The task
Using the records below, please work out how many lines contain "this"; answer with the number alone.
--- begin Input rows ---
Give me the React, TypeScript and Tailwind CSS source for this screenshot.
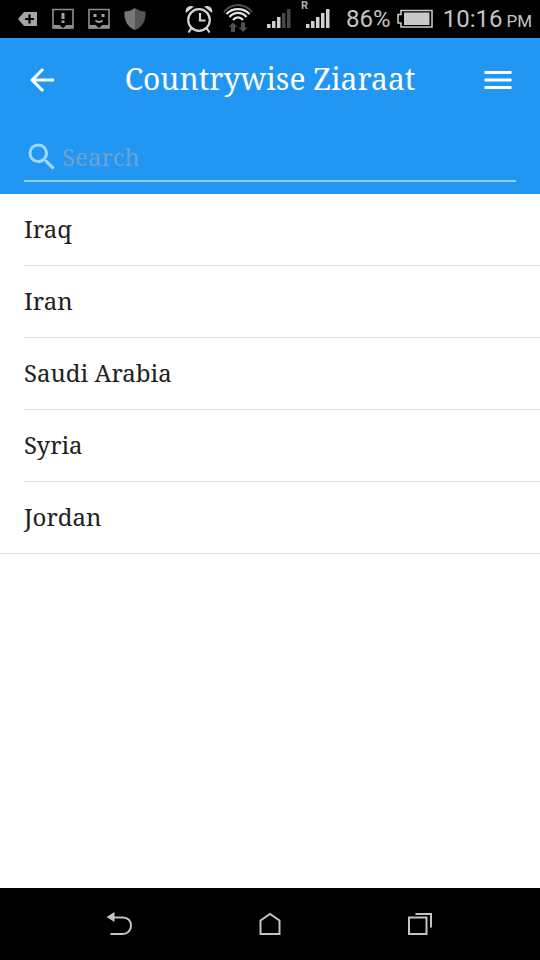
--- end Input rows ---
--- begin Input rows ---
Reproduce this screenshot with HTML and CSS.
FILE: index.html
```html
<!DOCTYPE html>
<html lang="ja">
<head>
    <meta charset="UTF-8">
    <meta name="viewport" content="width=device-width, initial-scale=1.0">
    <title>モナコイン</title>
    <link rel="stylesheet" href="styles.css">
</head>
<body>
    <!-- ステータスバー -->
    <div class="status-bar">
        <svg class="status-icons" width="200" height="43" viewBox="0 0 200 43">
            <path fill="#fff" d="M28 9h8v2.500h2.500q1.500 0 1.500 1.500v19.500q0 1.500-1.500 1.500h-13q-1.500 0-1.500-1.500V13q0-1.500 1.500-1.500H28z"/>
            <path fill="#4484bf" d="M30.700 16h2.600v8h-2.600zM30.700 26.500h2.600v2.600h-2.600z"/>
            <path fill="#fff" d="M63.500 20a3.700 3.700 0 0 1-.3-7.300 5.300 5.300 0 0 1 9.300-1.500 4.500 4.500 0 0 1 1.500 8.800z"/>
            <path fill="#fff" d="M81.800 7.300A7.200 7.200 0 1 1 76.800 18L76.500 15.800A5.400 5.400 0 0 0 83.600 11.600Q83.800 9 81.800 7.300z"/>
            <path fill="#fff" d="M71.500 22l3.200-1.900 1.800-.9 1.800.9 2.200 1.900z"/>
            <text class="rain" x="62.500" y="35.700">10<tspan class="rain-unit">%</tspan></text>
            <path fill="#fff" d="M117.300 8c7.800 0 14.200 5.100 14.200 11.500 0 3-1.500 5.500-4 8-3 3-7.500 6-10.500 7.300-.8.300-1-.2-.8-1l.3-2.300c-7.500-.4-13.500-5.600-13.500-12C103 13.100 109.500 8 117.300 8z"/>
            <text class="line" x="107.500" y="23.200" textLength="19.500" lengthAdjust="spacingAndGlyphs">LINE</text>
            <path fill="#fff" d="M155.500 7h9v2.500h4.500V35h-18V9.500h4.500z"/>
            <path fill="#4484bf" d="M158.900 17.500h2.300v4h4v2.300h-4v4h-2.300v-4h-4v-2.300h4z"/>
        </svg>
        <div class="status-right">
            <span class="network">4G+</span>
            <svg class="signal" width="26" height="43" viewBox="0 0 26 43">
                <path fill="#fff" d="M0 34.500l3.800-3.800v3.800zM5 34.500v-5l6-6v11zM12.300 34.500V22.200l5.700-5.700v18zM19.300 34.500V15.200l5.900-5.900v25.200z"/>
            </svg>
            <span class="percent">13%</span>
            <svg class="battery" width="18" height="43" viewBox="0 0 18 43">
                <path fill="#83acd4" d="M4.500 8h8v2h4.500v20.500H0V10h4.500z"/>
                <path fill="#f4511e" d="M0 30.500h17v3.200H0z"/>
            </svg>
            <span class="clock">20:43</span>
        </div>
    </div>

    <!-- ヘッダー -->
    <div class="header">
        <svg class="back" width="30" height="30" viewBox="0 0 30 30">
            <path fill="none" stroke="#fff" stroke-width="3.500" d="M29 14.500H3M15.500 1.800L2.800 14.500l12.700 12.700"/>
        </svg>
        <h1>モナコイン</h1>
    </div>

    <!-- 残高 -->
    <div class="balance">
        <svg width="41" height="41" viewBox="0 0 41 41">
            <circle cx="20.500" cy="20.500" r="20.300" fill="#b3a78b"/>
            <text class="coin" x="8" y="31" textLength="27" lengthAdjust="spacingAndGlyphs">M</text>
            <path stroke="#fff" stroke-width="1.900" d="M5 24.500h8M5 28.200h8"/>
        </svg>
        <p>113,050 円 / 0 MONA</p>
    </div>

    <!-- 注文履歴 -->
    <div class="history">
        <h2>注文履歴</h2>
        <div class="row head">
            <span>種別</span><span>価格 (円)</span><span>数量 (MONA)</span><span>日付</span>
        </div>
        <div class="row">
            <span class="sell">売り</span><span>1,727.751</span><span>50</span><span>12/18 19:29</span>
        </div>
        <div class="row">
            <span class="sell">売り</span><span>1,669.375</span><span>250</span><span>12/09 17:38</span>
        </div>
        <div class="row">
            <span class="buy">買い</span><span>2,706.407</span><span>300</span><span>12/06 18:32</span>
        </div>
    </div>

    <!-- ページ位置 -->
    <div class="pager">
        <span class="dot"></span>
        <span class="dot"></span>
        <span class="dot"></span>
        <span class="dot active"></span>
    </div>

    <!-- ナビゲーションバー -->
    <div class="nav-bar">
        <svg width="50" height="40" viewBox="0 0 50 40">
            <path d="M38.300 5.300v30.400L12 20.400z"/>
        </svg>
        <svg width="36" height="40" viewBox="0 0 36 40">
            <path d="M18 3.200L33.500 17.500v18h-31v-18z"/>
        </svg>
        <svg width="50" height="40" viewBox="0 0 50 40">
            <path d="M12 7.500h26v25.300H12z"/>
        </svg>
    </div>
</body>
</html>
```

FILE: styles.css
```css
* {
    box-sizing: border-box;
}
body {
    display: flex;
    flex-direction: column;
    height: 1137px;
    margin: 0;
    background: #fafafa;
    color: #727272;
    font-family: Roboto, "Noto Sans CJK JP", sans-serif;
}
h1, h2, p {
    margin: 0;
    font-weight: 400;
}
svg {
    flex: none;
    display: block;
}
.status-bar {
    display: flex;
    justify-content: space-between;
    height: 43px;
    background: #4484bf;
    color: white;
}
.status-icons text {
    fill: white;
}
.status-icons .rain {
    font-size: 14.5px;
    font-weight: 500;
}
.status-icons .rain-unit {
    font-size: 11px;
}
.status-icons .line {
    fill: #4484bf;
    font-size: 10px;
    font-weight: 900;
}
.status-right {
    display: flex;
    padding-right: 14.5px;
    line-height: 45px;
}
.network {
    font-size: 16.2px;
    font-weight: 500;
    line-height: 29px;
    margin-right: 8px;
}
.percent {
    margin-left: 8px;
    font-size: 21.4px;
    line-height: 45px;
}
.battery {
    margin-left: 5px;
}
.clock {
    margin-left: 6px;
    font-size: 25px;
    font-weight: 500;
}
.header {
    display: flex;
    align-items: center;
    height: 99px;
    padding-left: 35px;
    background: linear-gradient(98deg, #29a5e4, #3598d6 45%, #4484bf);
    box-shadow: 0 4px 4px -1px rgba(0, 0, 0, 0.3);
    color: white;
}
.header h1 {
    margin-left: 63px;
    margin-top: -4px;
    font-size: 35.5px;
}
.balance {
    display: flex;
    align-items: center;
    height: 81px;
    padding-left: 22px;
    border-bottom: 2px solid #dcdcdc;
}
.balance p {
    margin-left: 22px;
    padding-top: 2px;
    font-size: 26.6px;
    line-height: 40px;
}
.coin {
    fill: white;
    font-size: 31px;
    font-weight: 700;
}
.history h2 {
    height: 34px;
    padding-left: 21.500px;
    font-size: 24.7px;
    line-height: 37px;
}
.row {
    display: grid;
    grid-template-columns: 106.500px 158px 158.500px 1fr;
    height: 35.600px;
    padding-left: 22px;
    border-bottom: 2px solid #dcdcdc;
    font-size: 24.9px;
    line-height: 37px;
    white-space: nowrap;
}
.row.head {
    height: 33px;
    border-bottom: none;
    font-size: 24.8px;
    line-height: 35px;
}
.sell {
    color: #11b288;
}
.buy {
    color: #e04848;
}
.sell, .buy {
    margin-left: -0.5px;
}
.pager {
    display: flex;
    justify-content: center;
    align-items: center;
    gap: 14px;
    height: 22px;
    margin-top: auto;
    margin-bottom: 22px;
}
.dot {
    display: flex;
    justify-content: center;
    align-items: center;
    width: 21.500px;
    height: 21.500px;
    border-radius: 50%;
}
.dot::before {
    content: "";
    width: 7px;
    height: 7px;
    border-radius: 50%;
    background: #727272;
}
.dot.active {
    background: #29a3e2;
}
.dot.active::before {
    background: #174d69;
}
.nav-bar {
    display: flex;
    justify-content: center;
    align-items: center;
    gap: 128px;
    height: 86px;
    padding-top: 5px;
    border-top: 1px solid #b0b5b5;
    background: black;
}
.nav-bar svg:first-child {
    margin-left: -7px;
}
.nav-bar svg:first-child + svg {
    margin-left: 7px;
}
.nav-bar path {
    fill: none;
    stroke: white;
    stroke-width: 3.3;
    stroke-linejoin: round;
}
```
--- end Input rows ---
Exercise solution
2